◆ **The exercise**: Where a line in the listing below contains the word "code", copy that line.

◆ **Records for this exercise**:
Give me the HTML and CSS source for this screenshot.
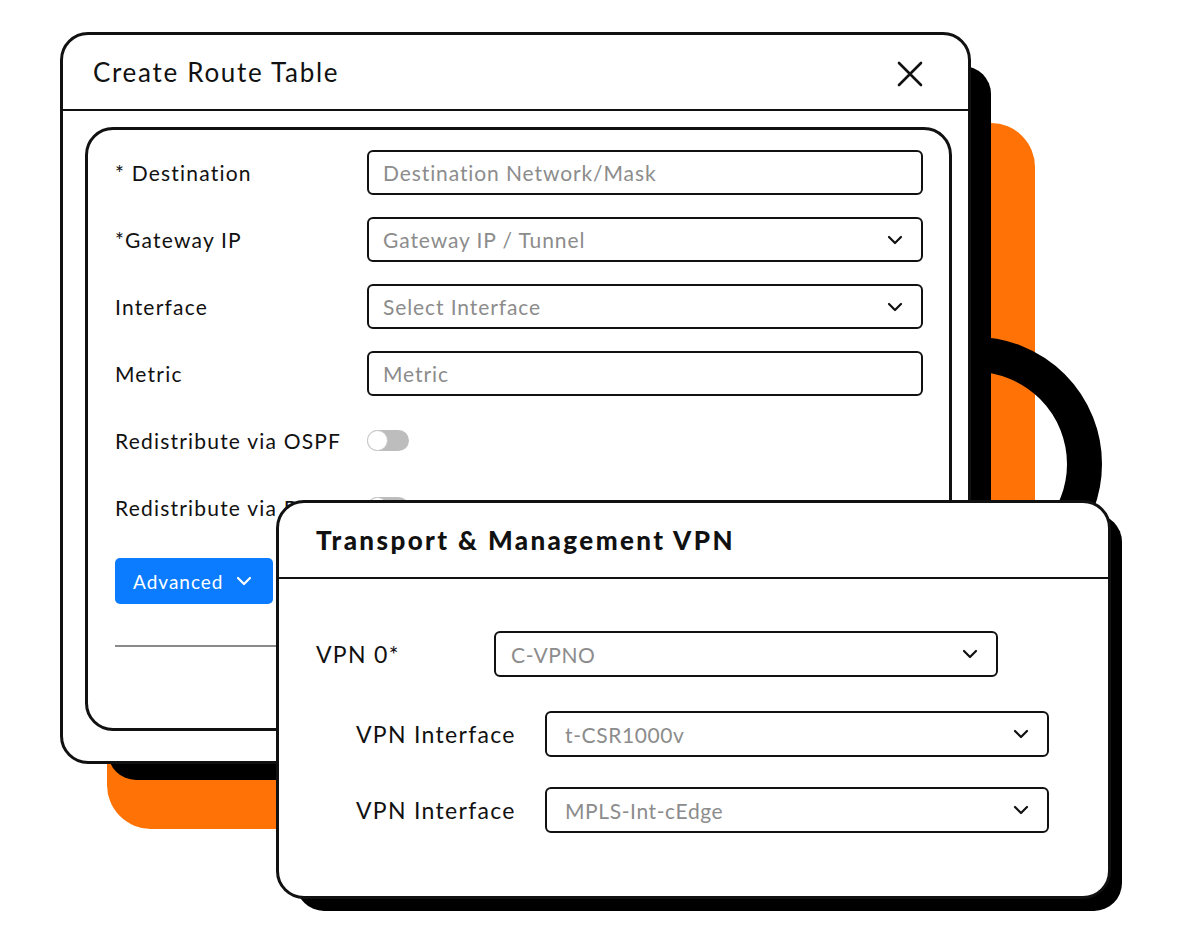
FILE: index.html
```html
<!DOCTYPE html>
<html lang="en">
<head>
<meta charset="UTF-8" />
<meta name="viewport" content="width=device-width, initial-scale=1" />
<title>Route Table &amp; VPN</title>
<link rel="stylesheet" href="styles.css">
</head>
<body>

<div class="scene">
  <!-- decorative backdrop -->
  <div class="deco orange"></div>
  <div class="deco ring"></div>
  <div class="deco shadow shadow-route"></div>

  <!-- Create Route Table window -->
  <div class="win win-route">
    <div class="win-head">
      <span class="win-title">Create Route Table</span>
      <svg class="close" width="26" height="26" viewBox="0 0 26 26" aria-label="Close">
        <path d="M2 2 L24 24 M24 2 L2 24" stroke="#111" stroke-width="2.6" stroke-linecap="round" fill="none"/>
      </svg>
    </div>

    <div class="panel">
      <div class="form-row">
        <div class="form-label">* Destination</div>
        <div class="field">Destination Network/Mask</div>
      </div>
      <div class="form-row">
        <div class="form-label">*Gateway IP</div>
        <div class="field">Gateway IP / Tunnel
          <svg class="chev" width="16" height="10" viewBox="0 0 16 10"><path d="M2 2 L8 8 L14 2" stroke="#111" stroke-width="2.2" fill="none" stroke-linecap="round" stroke-linejoin="round"/></svg>
        </div>
      </div>
      <div class="form-row">
        <div class="form-label">Interface</div>
        <div class="field">Select Interface
          <svg class="chev" width="16" height="10" viewBox="0 0 16 10"><path d="M2 2 L8 8 L14 2" stroke="#111" stroke-width="2.2" fill="none" stroke-linecap="round" stroke-linejoin="round"/></svg>
        </div>
      </div>
      <div class="form-row">
        <div class="form-label">Metric</div>
        <div class="field">Metric</div>
      </div>
      <div class="form-row">
        <div class="form-label">Redistribute via OSPF</div>
        <div class="toggle"><span class="knob"></span></div>
      </div>
      <div class="form-row">
        <div class="form-label">Redistribute via BGP</div>
        <div class="toggle"><span class="knob"></span></div>
      </div>

      <button class="btn-adv">Advanced
        <svg width="16" height="10" viewBox="0 0 16 10"><path d="M2 2 L8 8 L14 2" stroke="#fff" stroke-width="2.2" fill="none" stroke-linecap="round" stroke-linejoin="round"/></svg>
      </button>

      <div class="rule"></div>
    </div>
  </div>

  <div class="deco shadow shadow-vpn"></div>

  <!-- Transport & Management VPN window -->
  <div class="win win-vpn">
    <div class="win-head vpn-head">
      <span class="vpn-title">Transport &amp; Management VPN</span>
    </div>
    <div class="vpn-body">
      <div class="vpn-row">
        <div class="vpn-label">VPN 0*</div>
        <div class="vpn-field">C-VPNO
          <svg class="chev" width="16" height="10" viewBox="0 0 16 10"><path d="M2 2 L8 8 L14 2" stroke="#111" stroke-width="2.2" fill="none" stroke-linecap="round" stroke-linejoin="round"/></svg>
        </div>
      </div>
      <div class="vpn-row sub">
        <div class="vpn-label">VPN Interface</div>
        <div class="vpn-field">t-CSR1000v
          <svg class="chev" width="16" height="10" viewBox="0 0 16 10"><path d="M2 2 L8 8 L14 2" stroke="#111" stroke-width="2.2" fill="none" stroke-linecap="round" stroke-linejoin="round"/></svg>
        </div>
      </div>
      <div class="vpn-row sub last">
        <div class="vpn-label">VPN Interface</div>
        <div class="vpn-field">MPLS-Int-cEdge
          <svg class="chev" width="16" height="10" viewBox="0 0 16 10"><path d="M2 2 L8 8 L14 2" stroke="#111" stroke-width="2.2" fill="none" stroke-linecap="round" stroke-linejoin="round"/></svg>
        </div>
      </div>
    </div>
  </div>
</div>

</body>
</html>
```

FILE: styles.css
```css
body {
  margin: 0;
  background: #fff;
  font-family: Lato, 'Liberation Sans', sans-serif;
  color: #111;
}
.scene {
  position: relative;
  width: 1181px;
  height: 948px;
  overflow: hidden;
}
/* backdrop shapes */
.deco {
  position: absolute;
}
.orange {
  left: 107px;
  top: 123px;
  width: 928px;
  height: 706px;
  background: #ff7306;
  border-radius: 44px;
}
.ring {
  left: 848px;
  top: 337px;
  width: 254px;
  height: 254px;
  box-sizing: border-box;
  border: 35px solid #000;
  border-radius: 50%;
}
.shadow {
  background: #000;
  border-radius: 28px;
}
.shadow-route {
  left: 108px;
  top: 66px;
  width: 883px;
  height: 714px;
}
.shadow-vpn {
  left: 296px;
  top: 514px;
  width: 826px;
  height: 397px;
}
/* windows */
.win {
  position: absolute;
  box-sizing: border-box;
  background: #fff;
  border: 3px solid #111;
  border-radius: 28px;
}
.win-route {
  left: 60px;
  top: 32px;
  width: 911px;
  height: 732px;
}
.win-head {
  display: flex;
  align-items: center;
  justify-content: space-between;
  height: 74px;
  padding: 0 45px 0 30px;
  border-bottom: 2px solid #111;
}
.win-title {
  font-size: 26px;
  letter-spacing: 1.7px;
}
.close {
  margin-top: 4px;
}
.panel {
  box-sizing: border-box;
  height: 604px;
  margin: 16px 16px 0 22px;
  padding: 20px 26px 0 27px;
  border: 3px solid #111;
  border-radius: 28px;
}
.form-row {
  display: flex;
  align-items: center;
  height: 45px;
  margin-bottom: 22px;
}
.form-label {
  width: 252px;
  font-size: 21px;
  letter-spacing: 1.2px;
}
.field {
  flex: 1;
  box-sizing: border-box;
  height: 45px;
  display: flex;
  align-items: center;
  justify-content: space-between;
  padding: 0 18px 0 14px;
  border: 2px solid #111;
  border-radius: 6px;
  font-size: 21px;
  letter-spacing: 0.9px;
  color: #8c8c8c;
}
.toggle {
  position: relative;
  width: 42px;
  height: 21px;
  border-radius: 11px;
  background: #bdbdbd;
}
.knob {
  position: absolute;
  left: 0;
  top: 0;
  box-sizing: border-box;
  width: 21px;
  height: 21px;
  border-radius: 50%;
  background: #fff;
  border: 1px solid #c8c8c8;
}
.btn-adv {
  display: flex;
  align-items: center;
  gap: 12px;
  margin-top: 28px;
  width: 158px;
  height: 46px;
  padding: 0 0 0 18px;
  border: none;
  border-radius: 5px;
  background: #0b7cff;
  color: #fff;
  font-family: inherit;
  font-size: 19px;
  letter-spacing: 1px;
}
.rule {
  margin-top: 41px;
  height: 2px;
  background: #8a8a8a;
}
/* VPN window */
.win-vpn {
  left: 276px;
  top: 500px;
  width: 835px;
  height: 399px;
}
.vpn-head {
  height: 74px;
  padding-left: 37px;
}
.vpn-title {
  font-size: 26px;
  font-weight: 900;
  letter-spacing: 2.4px;
}
.vpn-body {
  padding: 52px 0 0 37px;
}
.vpn-row {
  display: flex;
  align-items: center;
  margin-bottom: 34px;
}
.vpn-row.last {
  margin-top: -4px;
}
.vpn-row.sub {
  padding-left: 40px;
}
.vpn-label {
  width: 178px;
  font-size: 23px;
  letter-spacing: 1.3px;
}
.sub .vpn-label {
  width: 189px;
}
.vpn-field {
  box-sizing: border-box;
  width: 504px;
  height: 46px;
  display: flex;
  align-items: center;
  justify-content: space-between;
  padding: 0 18px 0 15px;
  border: 2px solid #111;
  border-radius: 6px;
  font-size: 21px;
  letter-spacing: 0.6px;
  color: #8c8c8c;
}
.sub .vpn-field {
  padding-left: 18px;
}
```
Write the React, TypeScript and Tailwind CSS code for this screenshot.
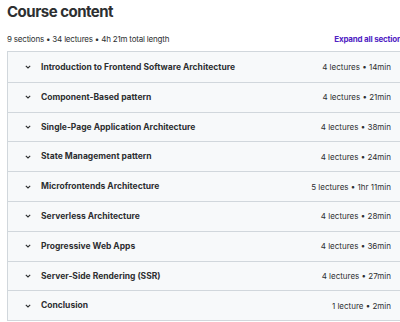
import React from 'react';

const sections = [
  { title: 'Introduction to Frontend Software Architecture', meta: '4 lectures • 14min' },
  { title: 'Component-Based pattern', meta: '4 lectures • 21min' },
  { title: 'Single-Page Application Architecture', meta: '4 lectures • 38min' },
  { title: 'State Management pattern', meta: '4 lectures • 24min' },
  { title: 'Microfrontends Architecture', meta: '5 lectures • 1hr 11min' },
  { title: 'Serverless Architecture', meta: '4 lectures • 28min' },
  { title: 'Progressive Web Apps', meta: '4 lectures • 36min' },
  { title: 'Server-Side Rendering (SSR)', meta: '4 lectures • 27min' },
  { title: 'Conclusion', meta: '1 lecture • 2min' },
];

const Chevron = () => (
  <svg width="6" height="4" viewBox="0 0 6 4" fill="none" className="shrink-0">
    <path d="M0.8 0.8l2.2 2.2 2.2-2.2" stroke="#2d2f31" strokeWidth="1.1" />
  </svg>
);

export default function App() {
  return (
    <div className="w-[400px] h-[322px] overflow-hidden bg-white text-[#2d2f31] font-['Inter',sans-serif]">
      <div className="w-[401px] ml-[7px]">
        <h2 className="text-[15px] font-bold leading-none pt-[4px] tracking-[-0.5px]">Course content</h2>
        <div className="flex justify-between items-center mt-[14px] h-[12px] text-[8px] tracking-[-0.2px]">
          <span>9 sections • 34 lectures • 4h 21m total length</span>
          <span className="font-bold text-[#5022c3] pr-[2px]">Expand all sections</span>
        </div>
        <div className="mt-[6px] border border-[#d1d7dc]">
          {sections.map((s, i) => (
            <div
              key={s.title}
              className={`flex items-center h-[29.8px] bg-[#f7f9fa] pl-[17px] pr-[16px] ${i > 0 ? 'border-t border-[#d1d7dc]' : ''}`}
            >
              <Chevron />
              <span className="ml-[10px] font-bold text-[8.5px] flex-1">{s.title}</span>
              <span className="text-[8px]">{s.meta}</span>
            </div>
          ))}
        </div>
      </div>
    </div>
  );
}
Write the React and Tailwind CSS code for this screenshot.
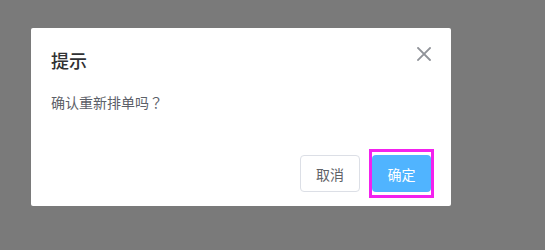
import React from 'react';

const CloseIcon = () => (
  <svg width="14" height="14" viewBox="0 0 14 14" className="block">
    <path d="M1 1L13 13M13 1L1 13" stroke="#909399" strokeWidth="1.8" strokeLinecap="square" />
  </svg>
);

const App = () => {
  return (
    <div
      className="min-h-[250px] bg-[#7a7a7a] pt-[28px] pl-[31px]"
      style={{ fontFamily: '"Noto Sans CJK SC", "Liberation Sans", sans-serif' }}
    >
      <div className="w-[420px] h-[178px] bg-white rounded-[2px] flex flex-col">
        {/* header */}
        <div className="flex items-start justify-between pl-5 pr-[20px] pt-5">
          <span className="text-[18px] leading-6 font-medium text-[#303133]">提示</span>
          <div className="mt-[-1px]">
            <CloseIcon />
          </div>
        </div>

        {/* body */}
        <div className="px-5 pt-5 text-sm leading-[21px] text-[#5c6068]">
          确认重新排单吗<span style={{ fontFamily: '"Noto Sans CJK TC", sans-serif' }}>？</span>
        </div>

        {/* footer */}
        <div className="mt-auto flex justify-end gap-3 px-5 pb-[14px]">
          <button className="h-[37px] w-[60px] rounded border border-[#dcdfe6] bg-white text-sm text-[#606266]">
            取消
          </button>
          <div className="relative">
            <button className="h-[37px] w-[59px] rounded bg-[#50b4ff] text-sm text-white">确定</button>
            <span className="pointer-events-none absolute -left-[3px] -top-[6px] -right-[3px] -bottom-[6px] border-[3px] border-[#f321ee]"></span>
          </div>
        </div>
      </div>
    </div>
  );
};

export default App;
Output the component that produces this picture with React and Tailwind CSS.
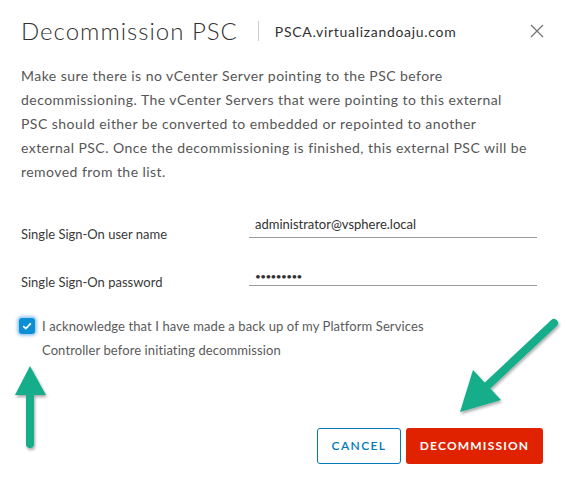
import React from 'react';

const FONT = { fontFamily: 'Lato, "Open Sans", sans-serif' };

function UpArrow() {
  return (
    <svg className="absolute left-[10px] top-[360px]" width="44" height="96" viewBox="0 0 44 96">
      <defs>
        <filter id="sh1" x="-50%" y="-50%" width="200%" height="200%">
          <feDropShadow dx="1" dy="2" stdDeviation="1.5" floodColor="#000" floodOpacity="0.35" />
        </filter>
      </defs>
      <g filter="url(#sh1)">
        <line x1="20" y1="30" x2="20" y2="84" stroke="#13ad8a" strokeWidth="8" strokeLinecap="round" />
        <polygon points="20,6 5,35 36,35" fill="#13ad8a" />
      </g>
    </svg>
  );
}

function DiagArrow() {
  return (
    <svg className="absolute left-[452px] top-[314px]" width="112" height="106" viewBox="0 0 112 106">
      <defs>
        <filter id="sh2" x="-50%" y="-50%" width="200%" height="200%">
          <feDropShadow dx="1" dy="2" stdDeviation="1.5" floodColor="#000" floodOpacity="0.35" />
        </filter>
      </defs>
      <g filter="url(#sh2)">
        <line x1="102" y1="9" x2="35" y2="72" stroke="#13ad8a" strokeWidth="8" strokeLinecap="round" />
        <polygon points="8,98 21,56 49,86" fill="#13ad8a" />
      </g>
    </svg>
  );
}

export default function App() {
  return (
    <div className="relative w-[566px] h-[482px] bg-white overflow-hidden text-[#565656]" style={FONT}>
      <div className="flex items-center h-[62px] pl-[21px] pr-[22px]">
        <h1 className="text-[24px] font-light text-[#313131] tracking-[1px]">Decommission PSC</h1>
        <div className="w-px h-[20px] bg-[#cccccc] ml-[20px] mr-[16px]" />
        <span className="text-[14px] text-[#313131] tracking-[0.7px]">PSCA.virtualizandoaju.com</span>
        <button className="ml-auto text-[#747474]">
          <svg width="14" height="14" viewBox="0 0 14 14">
            <path d="M1 1 L13 13 M13 1 L1 13" stroke="currentColor" strokeWidth="1.3" />
          </svg>
        </button>
      </div>

      <div className="pl-[21px] text-[14px] leading-[24px] mt-[2px] tracking-[0.45px]">
        <p>
          <span className="block">Make sure there is no vCenter Server pointing to the PSC before</span>
          <span className="block">decommissioning. The vCenter Servers that were pointing to this external</span>
          <span className="block">PSC should either be converted to embedded or repointed to another</span>
          <span className="block">external PSC. Once the decommissioning is finished, this external PSC will be</span>
          <span className="block">removed from the list.</span>
        </p>
      </div>

      <div className="pl-[21px] mt-[36px] text-[13px] flex flex-col gap-[24px]">
        <div className="flex items-end">
          <label className="w-[228px] leading-[20px] text-[#3a3a3a]">Single Sign-On user name</label>
          <div className="w-[288px] border-b border-[#9a9a9a] pl-[6px] pb-[3px] leading-[20px] text-[#313131] translate-y-[-6px]">
            administrator@vsphere.local
          </div>
        </div>
        <div className="flex items-end">
          <label className="w-[228px] leading-[20px] text-[#3a3a3a]">Single Sign-On password</label>
          <div className="w-[288px] h-[24px] border-b border-[#9a9a9a] pl-[6px] leading-[20px] text-[10px] text-[#313131] translate-y-[-6px] tracking-[-0.6px]">
            <span className="inline-block translate-y-[4px]">•••••••••</span>
          </div>
        </div>
      </div>

      <div className="flex items-start pl-[19px] mt-[22px] text-[13px] leading-[24px]">
        <div className="mt-[4px] w-[16px] h-[16px] rounded-[3px] bg-[#0a8fd6] shadow-[0_0_3px_2px_rgba(80,160,230,0.55)] flex items-center justify-center shrink-0">
          <svg width="10" height="8" viewBox="0 0 10 8">
            <path d="M1.2 4.2 L3.8 6.6 L8.8 1.4" stroke="#fff" strokeWidth="1.8" fill="none" />
          </svg>
        </div>
        <p className="ml-[7px] text-[#5a5a5a] tracking-[0.1px]">
          <span className="block">I acknowledge that I have made a back up of my Platform Services</span>
          <span className="block">Controller before initiating decommission</span>
        </p>
      </div>

      <div className="absolute left-0 right-0 top-[428px] flex justify-end gap-[5px] pr-[23px]">
        <button className="h-[36px] w-[84px] rounded-[3px] border border-[#0079b8] text-[#0079b8] text-[12px] font-semibold tracking-[1.4px]">
          CANCEL
        </button>
        <button className="h-[36px] w-[137px] rounded-[3px] bg-[#e12200] text-white text-[12px] font-bold tracking-[1.2px]">
          DECOMMISSION
        </button>
      </div>

      <UpArrow />
      <DiagArrow />
    </div>
  );
}
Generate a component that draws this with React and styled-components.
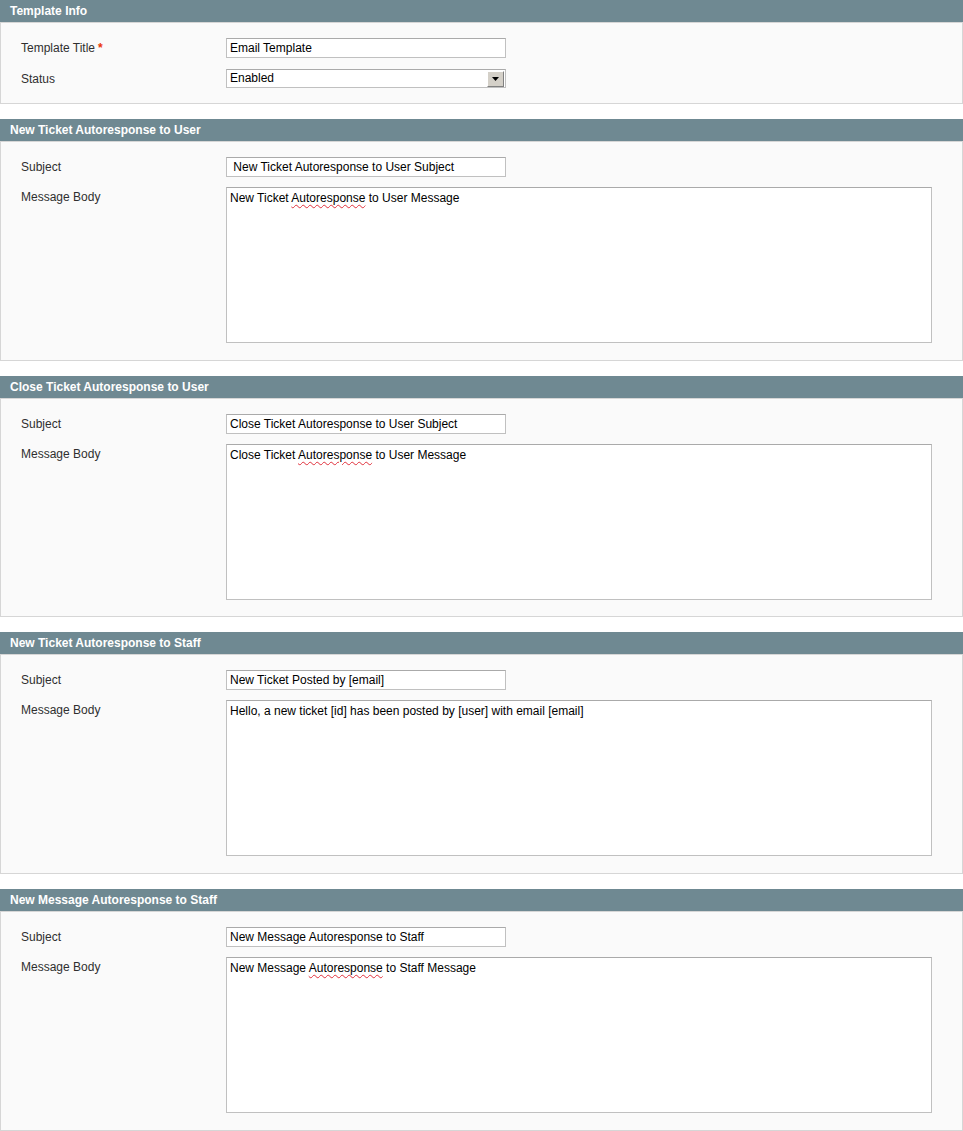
import React from "react";
import styled, { createGlobalStyle } from "styled-components";

const GlobalStyle = createGlobalStyle`
  body {
    margin: 0;
    background: #ffffff;
    font-family: "Liberation Sans", Arial, sans-serif;
  }
`;

const Page = styled.div`
  width: 963px;
  font-family: "Liberation Sans", Arial, sans-serif;
  font-size: 12px;
  color: #2f2f2f;
`;

const Section = styled.div`
  margin-bottom: 15px;
`;

const Head = styled.h4`
  margin: 0;
  height: 22px;
  line-height: 22px;
  padding-left: 10px;
  background: #6f8992;
  color: #ffffff;
  font-size: 12px;
  font-weight: bold;
`;

const Fieldset = styled.div`
  border: 1px solid #d6d6d6;
  background: #fafafa;
  padding: 15px 20px ${(p) => p.$pb || 16.7}px;
  display: grid;
  grid-template-columns: 205px 1fr;
  row-gap: ${(p) => p.$gap || 10}px;
  align-items: start;
`;

const Label = styled.label`
  padding-top: 3px;
  line-height: 14px;
  color: #2f2f2f;
`;

const Required = styled.span`
  color: #eb340a;
  font-weight: bold;
  margin-left: 3px;
`;

const Input = styled.div`
  box-sizing: border-box;
  width: 280px;
  height: 20px;
  border: 1px solid #c0c0c0;
  border-top-color: #aaaaaa;
  background: #ffffff;
  padding: 0 3px;
  line-height: 18px;
  color: #000;
  white-space: nowrap;
  overflow: hidden;
`;

const Select = styled(Input)`
  height: 19px;
  line-height: 17px;
  display: flex;
  justify-content: space-between;
  align-items: center;
  padding-right: 1px;
`;

const ArrowBtn = styled.span`
  box-sizing: border-box;
  width: 17px;
  height: 16px;
  background: #d4d0c8;
  border-top: 1px solid #ffffff;
  border-left: 1px solid #ffffff;
  border-right: 1px solid #808080;
  border-bottom: 1px solid #808080;
  display: flex;
  align-items: center;
  justify-content: center;
`;

const TextBox = styled.div`
  box-sizing: border-box;
  width: 706px;
  height: 156px;
  border: 1px solid #c0c0c0;
  border-top-color: #aaaaaa;
  background: #ffffff;
  padding: 3px 3px;
  line-height: 15px;
  color: #000;
`;

const Misspelt = styled.span`
  text-decoration: underline wavy #e0303b;
  text-decoration-thickness: 1px;
  text-underline-offset: 2px;
`;

const Arrow = () => (
  <svg width="7" height="4" viewBox="0 0 7 4">
    <polygon points="0,0 7,0 3.5,4" fill="#000" />
  </svg>
);

const Body = ({ before, word, after }) => (
  <TextBox>
    {before}
    {word && <Misspelt>{word}</Misspelt>}
    {after}
  </TextBox>
);

const sections = [
  {
    title: "New Ticket Autoresponse to User",
    subject: "\u00a0New Ticket Autoresponse to User Subject",
    body: { before: "New Ticket ", word: "Autoresponse", after: " to User Message" },
  },
  {
    title: "Close Ticket Autoresponse to User",
    subject: "Close Ticket Autoresponse to User Subject",
    body: { before: "Close Ticket ", word: "Autoresponse", after: " to User Message" },
  },
  {
    title: "New Ticket Autoresponse to Staff",
    subject: "New Ticket Posted by [email]",
    body: { before: "Hello, a new ticket [id] has been posted by [user] with email [email]" },
  },
  {
    title: "New Message Autoresponse to Staff",
    subject: "New Message Autoresponse to Staff",
    body: { before: "New Message ", word: "Autoresponse", after: " to Staff Message" },
  },
];

export default function App() {
  return (
    <>
      <GlobalStyle />
      <Page>
        <Section>
          <Head>Template Info</Head>
          <Fieldset $gap={11} $pb={15}>
            <Label>
              Template Title<Required>*</Required>
            </Label>
            <Input>Email Template</Input>
            <Label>Status</Label>
            <Select>
              <span>Enabled</span>
              <ArrowBtn>
                <Arrow />
              </ArrowBtn>
            </Select>
          </Fieldset>
        </Section>
        {sections.map((s) => (
          <Section key={s.title}>
            <Head>{s.title}</Head>
            <Fieldset>
              <Label>Subject</Label>
              <Input>{s.subject}</Input>
              <Label>Message Body</Label>
              <Body {...s.body} />
            </Fieldset>
          </Section>
        ))}
      </Page>
    </>
  );
}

◆ **Result of the exercise**:
Write the React, TypeScript and Tailwind CSS code for this screenshot.
Write the React and Tailwind CSS code for this screenshot.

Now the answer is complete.